### Data for this task
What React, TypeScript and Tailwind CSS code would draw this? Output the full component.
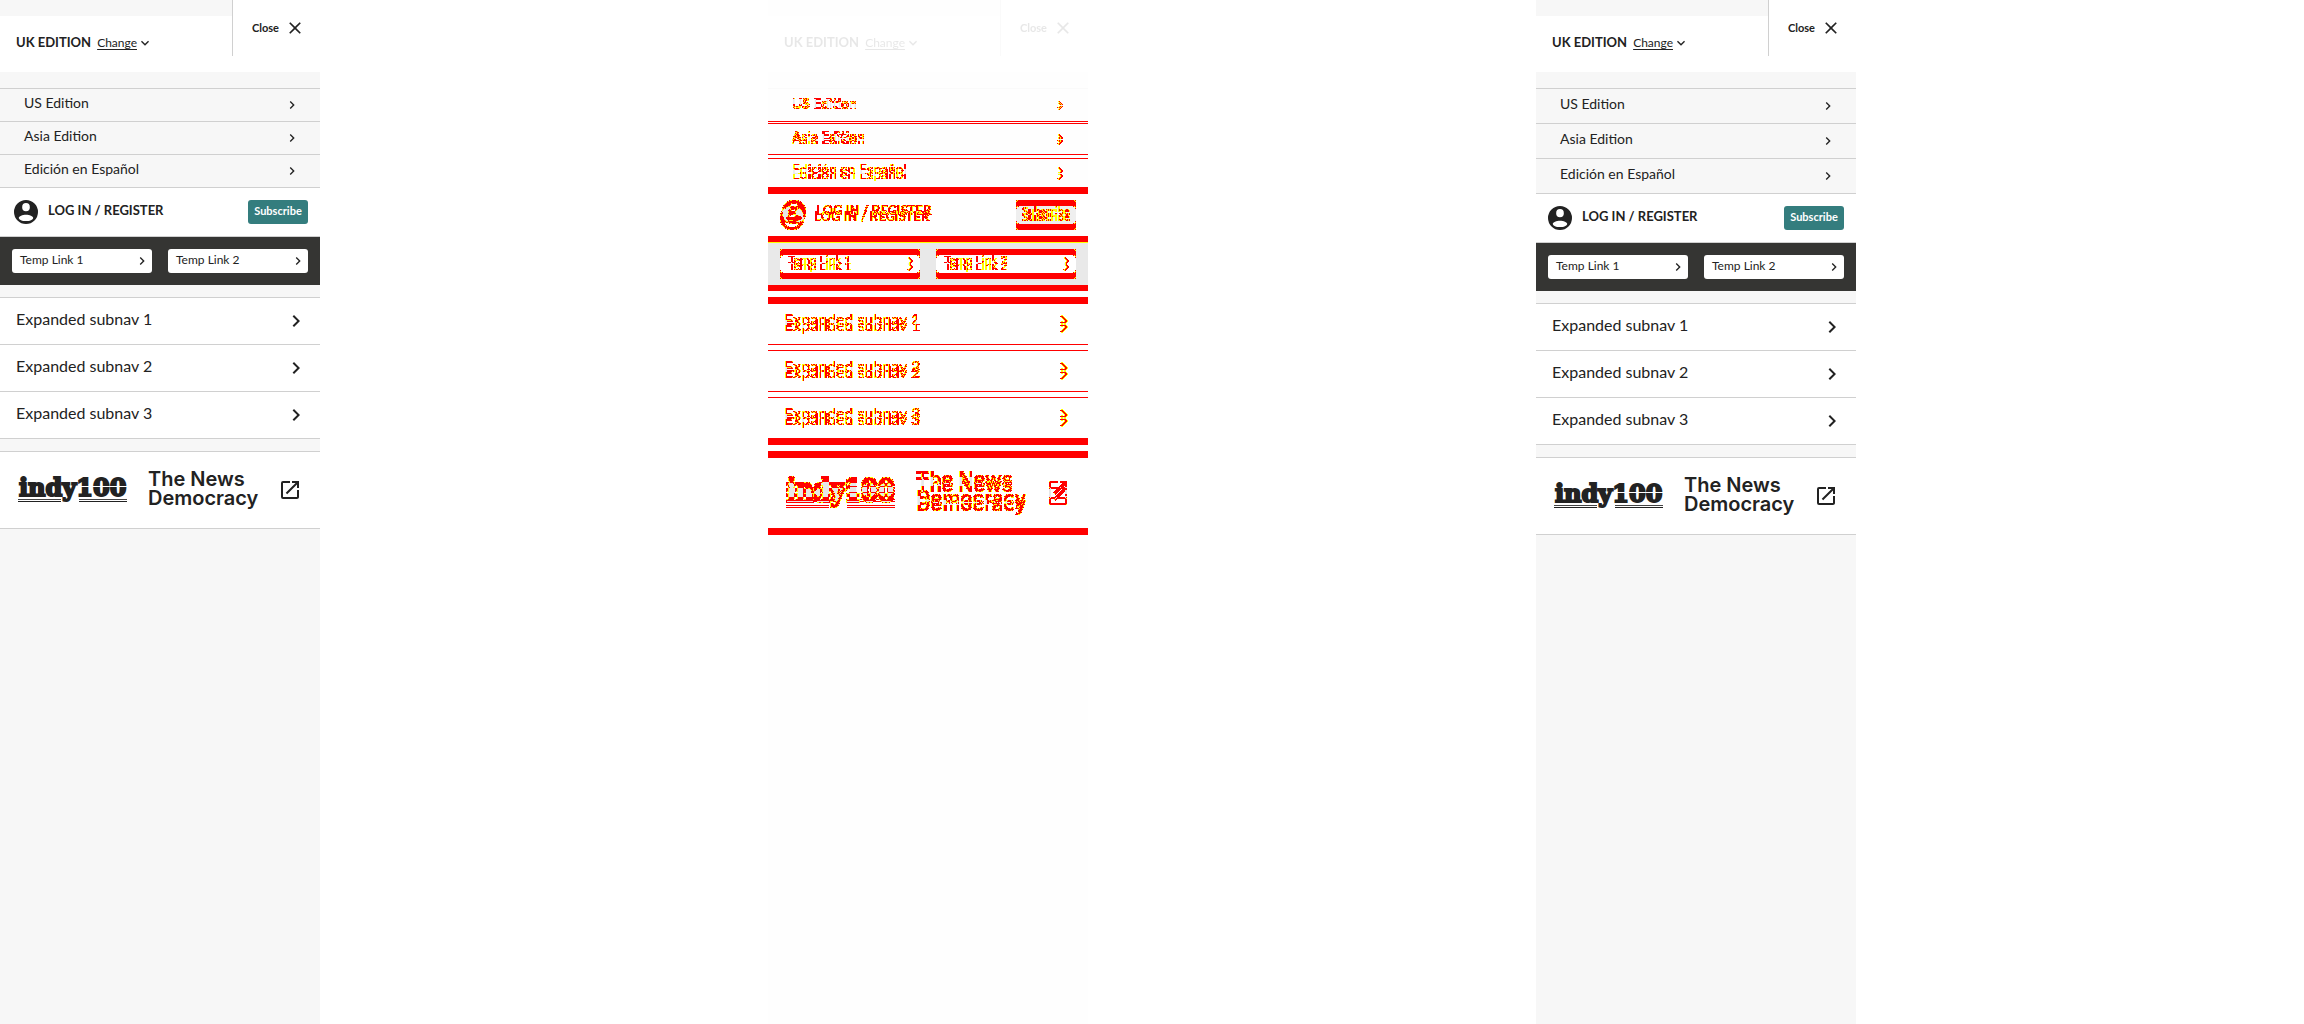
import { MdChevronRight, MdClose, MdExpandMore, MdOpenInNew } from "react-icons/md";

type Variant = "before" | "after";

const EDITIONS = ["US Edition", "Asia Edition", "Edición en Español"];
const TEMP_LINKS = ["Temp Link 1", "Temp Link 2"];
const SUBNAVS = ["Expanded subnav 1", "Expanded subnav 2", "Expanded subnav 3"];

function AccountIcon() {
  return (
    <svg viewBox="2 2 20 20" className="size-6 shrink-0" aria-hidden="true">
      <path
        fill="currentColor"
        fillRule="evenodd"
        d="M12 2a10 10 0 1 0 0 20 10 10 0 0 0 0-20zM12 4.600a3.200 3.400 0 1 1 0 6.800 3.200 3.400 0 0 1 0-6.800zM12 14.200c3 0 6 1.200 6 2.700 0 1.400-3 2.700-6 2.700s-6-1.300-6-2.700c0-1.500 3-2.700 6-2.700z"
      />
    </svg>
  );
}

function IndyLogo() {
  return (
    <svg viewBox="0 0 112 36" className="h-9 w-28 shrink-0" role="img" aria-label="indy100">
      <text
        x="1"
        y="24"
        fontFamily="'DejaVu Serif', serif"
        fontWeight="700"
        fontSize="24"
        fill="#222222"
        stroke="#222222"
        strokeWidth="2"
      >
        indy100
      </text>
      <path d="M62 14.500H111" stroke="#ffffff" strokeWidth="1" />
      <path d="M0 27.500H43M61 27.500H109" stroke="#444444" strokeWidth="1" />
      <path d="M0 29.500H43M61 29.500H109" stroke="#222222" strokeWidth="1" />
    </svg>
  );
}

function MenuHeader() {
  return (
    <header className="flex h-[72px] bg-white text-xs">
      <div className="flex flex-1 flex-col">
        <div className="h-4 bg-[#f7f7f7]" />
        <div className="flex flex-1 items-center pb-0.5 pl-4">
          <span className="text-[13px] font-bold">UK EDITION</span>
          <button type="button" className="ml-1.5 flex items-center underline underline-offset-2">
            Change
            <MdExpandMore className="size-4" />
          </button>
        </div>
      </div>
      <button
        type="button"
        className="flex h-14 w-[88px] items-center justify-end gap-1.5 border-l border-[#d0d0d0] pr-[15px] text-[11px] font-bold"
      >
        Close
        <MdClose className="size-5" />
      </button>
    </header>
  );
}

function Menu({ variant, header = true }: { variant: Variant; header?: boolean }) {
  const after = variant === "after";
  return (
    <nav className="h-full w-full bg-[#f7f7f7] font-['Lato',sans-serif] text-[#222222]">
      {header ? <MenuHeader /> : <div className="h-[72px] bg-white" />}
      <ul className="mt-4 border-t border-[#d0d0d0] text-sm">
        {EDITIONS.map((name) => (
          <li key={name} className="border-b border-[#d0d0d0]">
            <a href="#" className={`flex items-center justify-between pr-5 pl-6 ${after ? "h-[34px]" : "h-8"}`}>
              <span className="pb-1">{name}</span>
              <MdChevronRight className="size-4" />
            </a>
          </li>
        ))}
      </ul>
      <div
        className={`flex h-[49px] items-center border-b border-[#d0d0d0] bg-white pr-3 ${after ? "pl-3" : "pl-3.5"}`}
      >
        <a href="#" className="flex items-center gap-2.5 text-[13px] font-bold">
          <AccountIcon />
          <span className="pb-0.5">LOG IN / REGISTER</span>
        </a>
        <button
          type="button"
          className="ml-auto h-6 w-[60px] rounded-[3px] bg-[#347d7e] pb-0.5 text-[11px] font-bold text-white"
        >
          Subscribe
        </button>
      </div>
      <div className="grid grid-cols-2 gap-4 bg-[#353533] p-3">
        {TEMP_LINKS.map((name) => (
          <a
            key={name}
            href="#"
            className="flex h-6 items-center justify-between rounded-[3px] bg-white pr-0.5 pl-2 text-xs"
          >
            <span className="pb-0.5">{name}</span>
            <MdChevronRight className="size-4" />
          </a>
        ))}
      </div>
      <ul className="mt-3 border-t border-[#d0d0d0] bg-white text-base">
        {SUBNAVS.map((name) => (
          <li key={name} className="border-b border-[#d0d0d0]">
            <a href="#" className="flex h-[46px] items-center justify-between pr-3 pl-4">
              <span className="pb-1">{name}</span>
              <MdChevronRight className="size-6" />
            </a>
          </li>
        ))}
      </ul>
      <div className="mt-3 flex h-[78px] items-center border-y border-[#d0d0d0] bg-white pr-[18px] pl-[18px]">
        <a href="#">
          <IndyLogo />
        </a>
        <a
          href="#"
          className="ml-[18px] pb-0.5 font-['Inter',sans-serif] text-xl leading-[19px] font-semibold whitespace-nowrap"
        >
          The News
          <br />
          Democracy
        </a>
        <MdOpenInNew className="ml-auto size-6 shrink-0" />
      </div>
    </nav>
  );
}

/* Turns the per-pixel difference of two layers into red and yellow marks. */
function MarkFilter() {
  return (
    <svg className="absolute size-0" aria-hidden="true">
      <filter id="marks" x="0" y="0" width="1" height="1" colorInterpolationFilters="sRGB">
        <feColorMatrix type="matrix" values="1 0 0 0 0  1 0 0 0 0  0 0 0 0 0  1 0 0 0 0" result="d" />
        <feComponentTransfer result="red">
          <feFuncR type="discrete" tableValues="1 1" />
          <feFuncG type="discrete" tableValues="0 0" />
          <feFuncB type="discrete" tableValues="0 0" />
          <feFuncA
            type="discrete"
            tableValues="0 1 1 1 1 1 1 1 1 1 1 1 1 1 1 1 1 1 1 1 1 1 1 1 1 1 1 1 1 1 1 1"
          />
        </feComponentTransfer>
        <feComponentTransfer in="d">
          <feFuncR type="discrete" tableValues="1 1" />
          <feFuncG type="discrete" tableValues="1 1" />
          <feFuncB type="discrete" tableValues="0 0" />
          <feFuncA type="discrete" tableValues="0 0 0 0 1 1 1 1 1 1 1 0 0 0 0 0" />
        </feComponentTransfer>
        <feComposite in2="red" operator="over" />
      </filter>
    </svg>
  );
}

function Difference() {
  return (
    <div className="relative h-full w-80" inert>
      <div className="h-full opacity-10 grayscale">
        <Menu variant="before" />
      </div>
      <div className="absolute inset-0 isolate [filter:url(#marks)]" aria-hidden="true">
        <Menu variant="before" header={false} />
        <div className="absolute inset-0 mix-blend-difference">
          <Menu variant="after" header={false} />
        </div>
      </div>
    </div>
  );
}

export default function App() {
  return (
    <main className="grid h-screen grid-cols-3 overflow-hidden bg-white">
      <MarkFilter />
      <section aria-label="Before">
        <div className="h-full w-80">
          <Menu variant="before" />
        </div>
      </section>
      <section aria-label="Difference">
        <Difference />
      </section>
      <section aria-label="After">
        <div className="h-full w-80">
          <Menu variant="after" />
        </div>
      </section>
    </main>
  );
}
...
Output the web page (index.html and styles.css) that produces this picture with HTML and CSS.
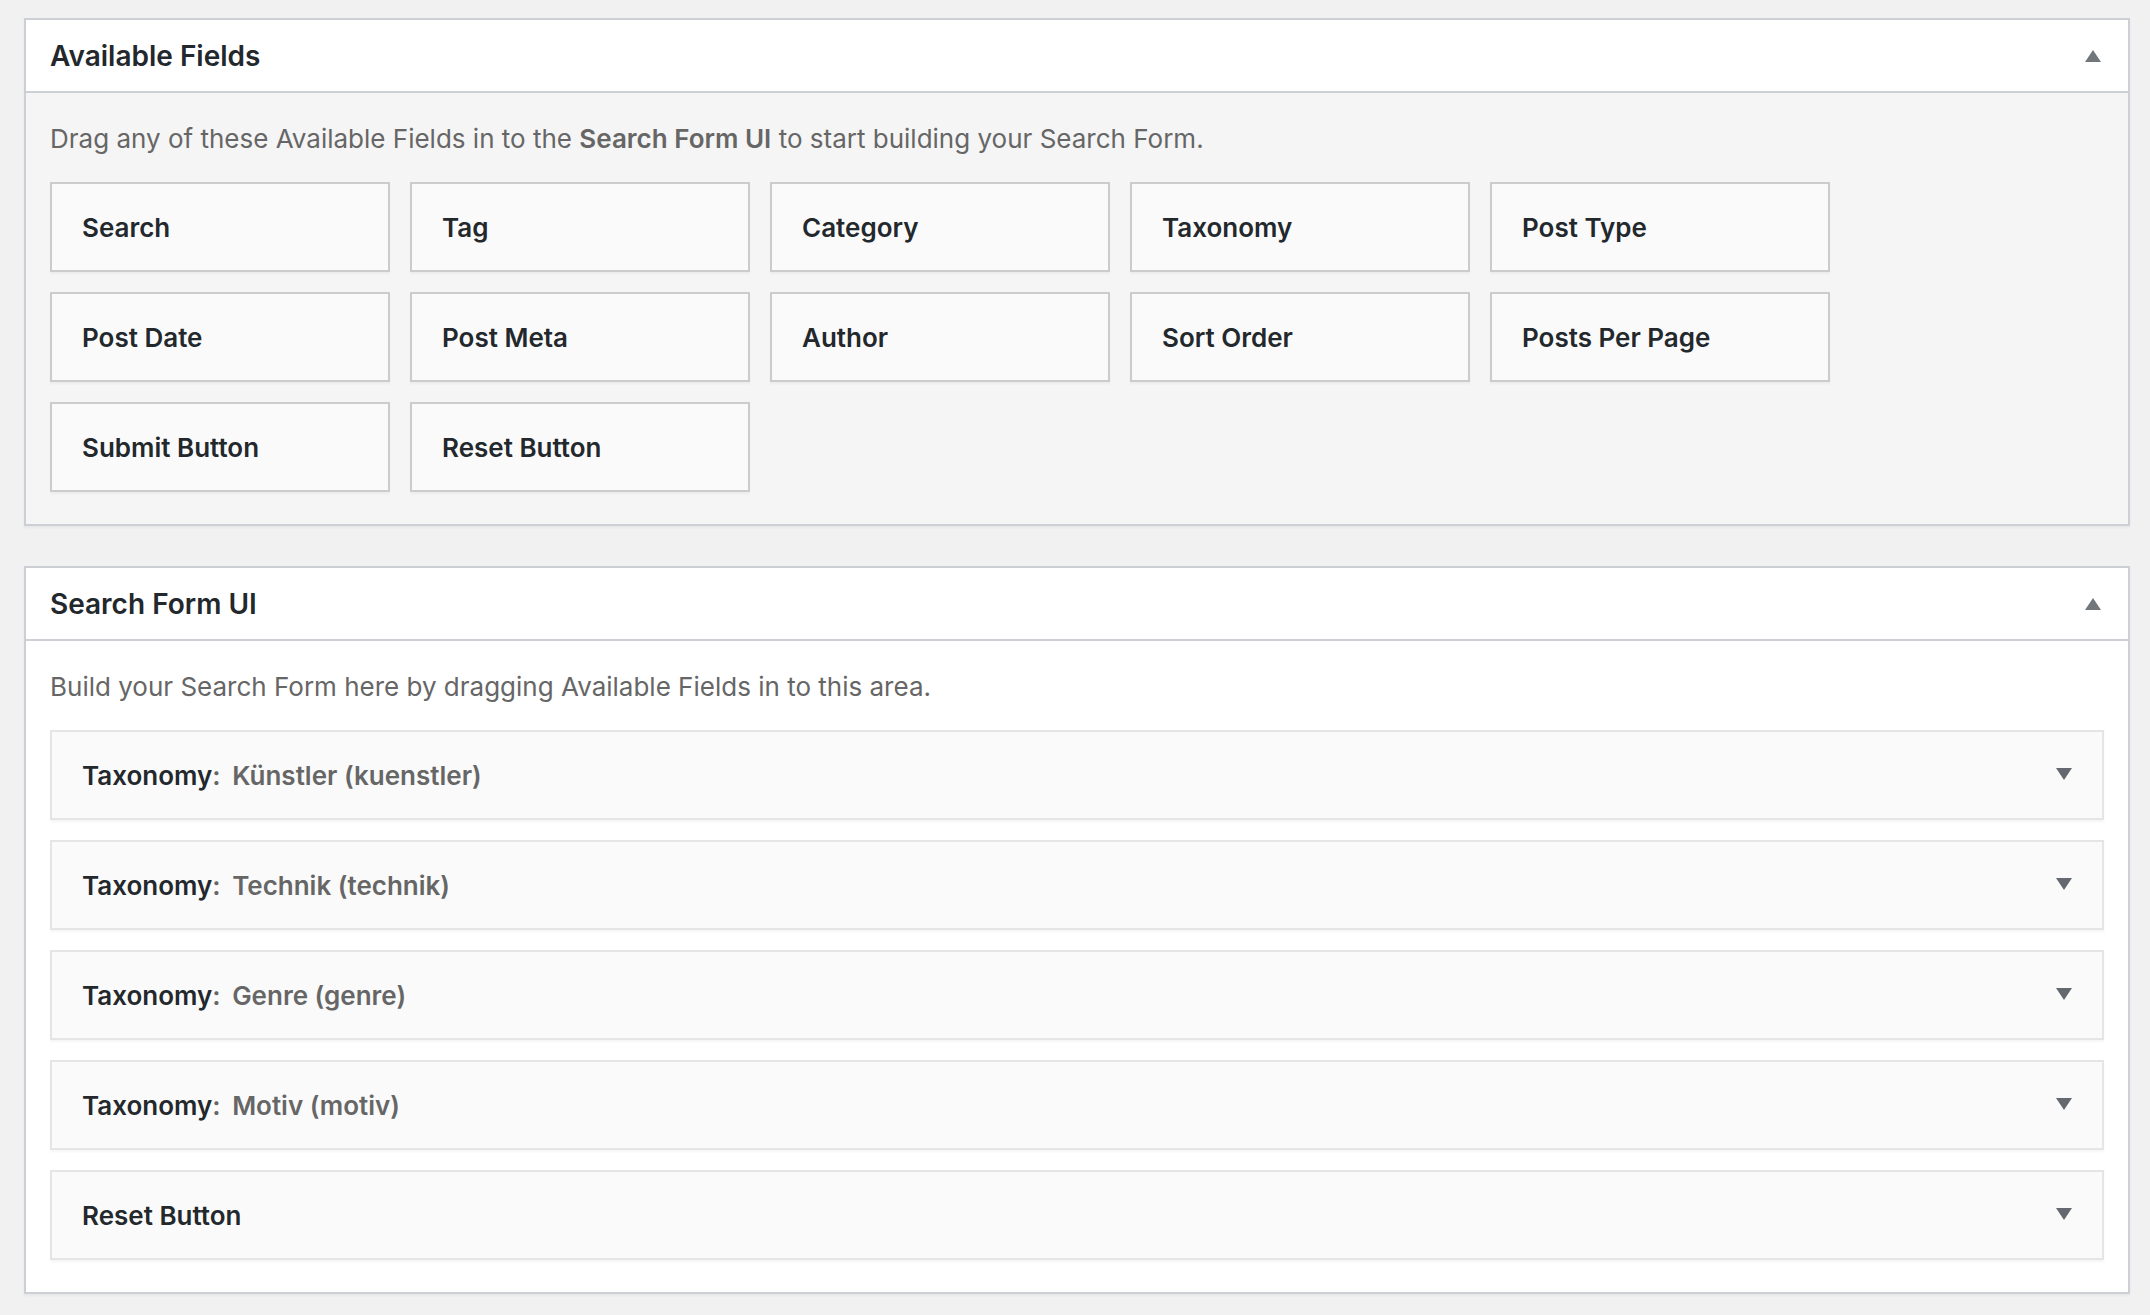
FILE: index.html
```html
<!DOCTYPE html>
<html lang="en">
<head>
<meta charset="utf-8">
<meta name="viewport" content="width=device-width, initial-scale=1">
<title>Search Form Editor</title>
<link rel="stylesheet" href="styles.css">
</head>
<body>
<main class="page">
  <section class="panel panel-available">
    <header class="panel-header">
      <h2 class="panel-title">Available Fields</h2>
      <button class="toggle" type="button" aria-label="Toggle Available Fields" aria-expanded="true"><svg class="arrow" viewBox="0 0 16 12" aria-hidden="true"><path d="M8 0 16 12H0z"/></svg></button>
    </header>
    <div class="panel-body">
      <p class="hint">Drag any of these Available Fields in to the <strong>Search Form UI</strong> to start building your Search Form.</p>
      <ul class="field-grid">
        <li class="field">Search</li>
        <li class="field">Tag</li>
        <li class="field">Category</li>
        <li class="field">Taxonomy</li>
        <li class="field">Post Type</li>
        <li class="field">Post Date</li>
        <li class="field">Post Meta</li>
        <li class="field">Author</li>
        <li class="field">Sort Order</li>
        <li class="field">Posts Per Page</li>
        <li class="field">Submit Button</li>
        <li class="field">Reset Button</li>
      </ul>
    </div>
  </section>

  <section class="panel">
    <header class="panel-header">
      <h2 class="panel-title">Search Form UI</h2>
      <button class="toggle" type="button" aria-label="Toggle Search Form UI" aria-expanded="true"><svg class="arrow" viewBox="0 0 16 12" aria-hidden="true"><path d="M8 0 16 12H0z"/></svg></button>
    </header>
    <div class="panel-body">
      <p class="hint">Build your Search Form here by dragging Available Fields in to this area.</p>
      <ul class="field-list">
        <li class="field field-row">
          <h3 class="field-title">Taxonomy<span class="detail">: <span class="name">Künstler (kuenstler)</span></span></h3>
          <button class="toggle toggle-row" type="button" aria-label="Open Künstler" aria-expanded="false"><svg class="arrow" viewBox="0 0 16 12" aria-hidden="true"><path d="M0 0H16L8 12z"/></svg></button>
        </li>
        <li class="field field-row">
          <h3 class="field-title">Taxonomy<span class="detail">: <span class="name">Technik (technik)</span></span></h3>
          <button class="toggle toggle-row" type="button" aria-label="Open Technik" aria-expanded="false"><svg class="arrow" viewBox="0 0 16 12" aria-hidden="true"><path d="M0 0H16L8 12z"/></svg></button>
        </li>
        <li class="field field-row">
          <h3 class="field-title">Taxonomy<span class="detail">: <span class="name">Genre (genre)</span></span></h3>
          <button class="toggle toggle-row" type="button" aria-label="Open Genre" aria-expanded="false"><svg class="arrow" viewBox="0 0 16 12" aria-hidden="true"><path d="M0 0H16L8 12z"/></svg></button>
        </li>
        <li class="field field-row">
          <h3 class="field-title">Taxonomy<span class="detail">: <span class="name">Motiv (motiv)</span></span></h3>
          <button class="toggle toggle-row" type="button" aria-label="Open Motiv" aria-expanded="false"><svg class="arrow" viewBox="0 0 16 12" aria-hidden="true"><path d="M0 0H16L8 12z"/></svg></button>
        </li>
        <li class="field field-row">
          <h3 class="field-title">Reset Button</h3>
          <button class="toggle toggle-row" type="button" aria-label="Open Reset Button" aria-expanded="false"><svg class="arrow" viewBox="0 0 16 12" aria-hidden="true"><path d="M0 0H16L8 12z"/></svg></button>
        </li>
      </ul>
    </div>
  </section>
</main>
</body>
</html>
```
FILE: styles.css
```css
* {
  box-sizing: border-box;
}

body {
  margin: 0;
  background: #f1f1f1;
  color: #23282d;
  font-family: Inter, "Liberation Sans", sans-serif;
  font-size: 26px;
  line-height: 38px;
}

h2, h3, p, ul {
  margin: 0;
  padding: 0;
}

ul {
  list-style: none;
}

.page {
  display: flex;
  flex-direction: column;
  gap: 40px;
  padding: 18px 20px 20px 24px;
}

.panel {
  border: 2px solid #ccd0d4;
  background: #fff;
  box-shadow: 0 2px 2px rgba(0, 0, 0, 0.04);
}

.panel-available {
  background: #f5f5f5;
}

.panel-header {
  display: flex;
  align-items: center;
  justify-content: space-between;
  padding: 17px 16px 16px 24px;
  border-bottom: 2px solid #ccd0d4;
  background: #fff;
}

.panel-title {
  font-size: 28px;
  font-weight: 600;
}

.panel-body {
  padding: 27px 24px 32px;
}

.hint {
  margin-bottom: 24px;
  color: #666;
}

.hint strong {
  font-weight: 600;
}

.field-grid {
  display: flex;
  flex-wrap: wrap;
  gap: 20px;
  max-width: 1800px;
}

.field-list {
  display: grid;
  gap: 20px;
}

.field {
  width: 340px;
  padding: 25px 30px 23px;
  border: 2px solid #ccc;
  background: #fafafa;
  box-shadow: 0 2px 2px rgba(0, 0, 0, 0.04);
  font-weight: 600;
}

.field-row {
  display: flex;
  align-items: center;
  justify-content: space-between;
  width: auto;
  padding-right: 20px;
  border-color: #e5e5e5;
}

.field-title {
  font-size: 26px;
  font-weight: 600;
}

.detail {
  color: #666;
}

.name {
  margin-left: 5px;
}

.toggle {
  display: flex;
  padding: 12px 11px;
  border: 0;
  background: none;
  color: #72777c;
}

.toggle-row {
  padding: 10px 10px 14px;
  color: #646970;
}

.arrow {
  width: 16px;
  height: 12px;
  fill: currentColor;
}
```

### Written task
State how many lines of the entries above include the word "index", offering no text other than the number.

### Result of the task
2